Crash? What crash? A much-feared slowdown in house prices – due to hit last year – appears to have been more of a speed bump than a full snarl-up, with all the indicators now pointing green once again.

That is of course good news for homeowners and will bail a few out of negative equity.

It’s not necessarily good news for first time buyers, however, who even with last year’s readjustment remain far less able to afford their first home today than they were five, ten or twenty years ago.

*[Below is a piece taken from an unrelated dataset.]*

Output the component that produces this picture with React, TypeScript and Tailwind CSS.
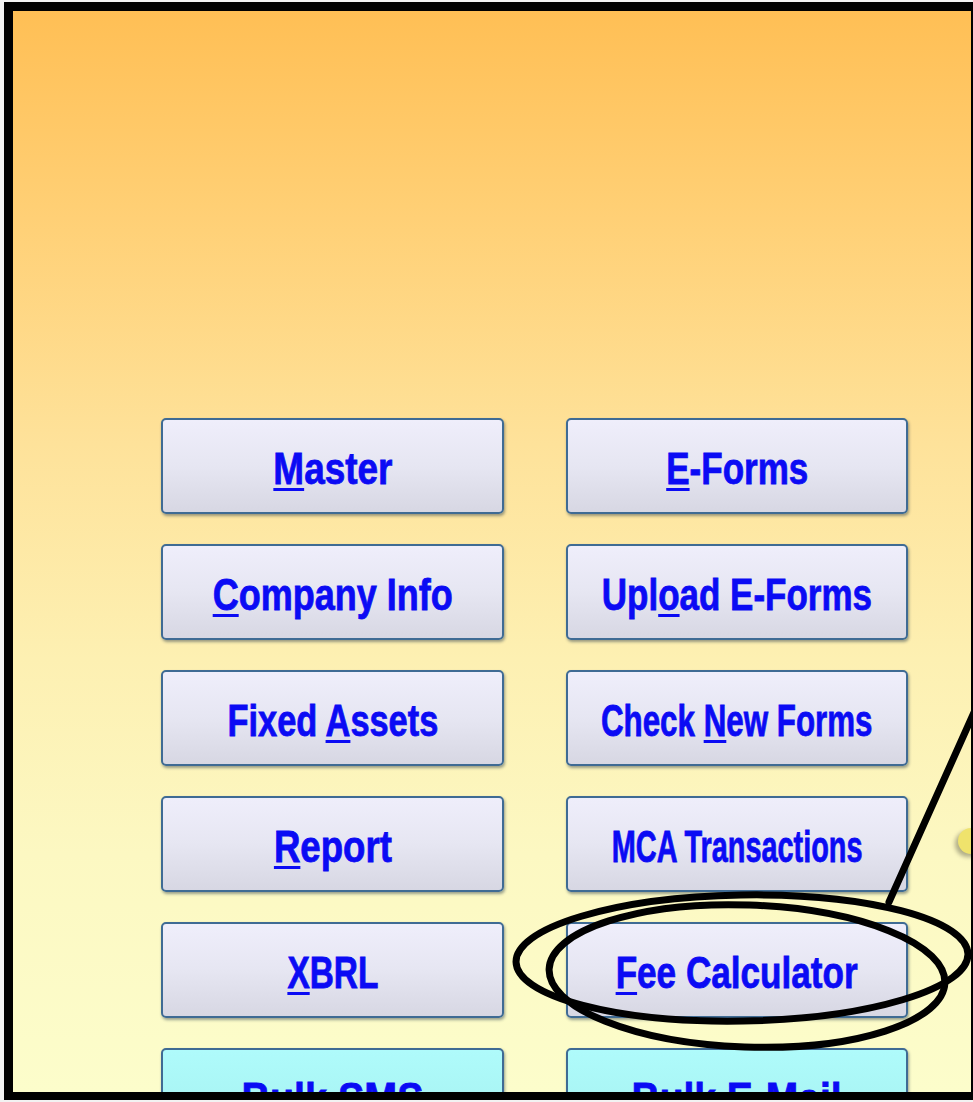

Whilst there was speculation in some quarters that Jeremy Hunt would bring in further measures to ‘help’ first time buyers at the budget – one excitable briefing even talked of the insanity of 99 per cent mortgages – the truth is that the only way house prices are going to come down significantly is through more housing in the parts of the country that people want to live, and reducing the disincentives to move by ridding ourselves of the absurdity of stamp duty.

The Tories do, in fact, understand this.

A plan to rip up the planning system, however, died the night that the Lib Dems won a by-election in Chesham and Amersham on an anti-building ticket.

To their credit, Labour are talking a good game indeed on the sort of planning reform necessary to allow housebuilders to stick spades in the ground.

Berkeley Group, one of the most vital London builders, has described the current set-up as “increasingly uncertain, unpredictable and burdensome” and warned it will not move forward with the sort of mega-projects the capital needs.

The question is now whether the Labour leader Keir Starmer’s promises to take on the vested interests, the nimbys, and the bananas (build absolutely nothing anywhere near anything) will hold up in the white heat of the election campaign and, perhaps, afterwards into government.

For the next generation’s sake, let’s hope they do.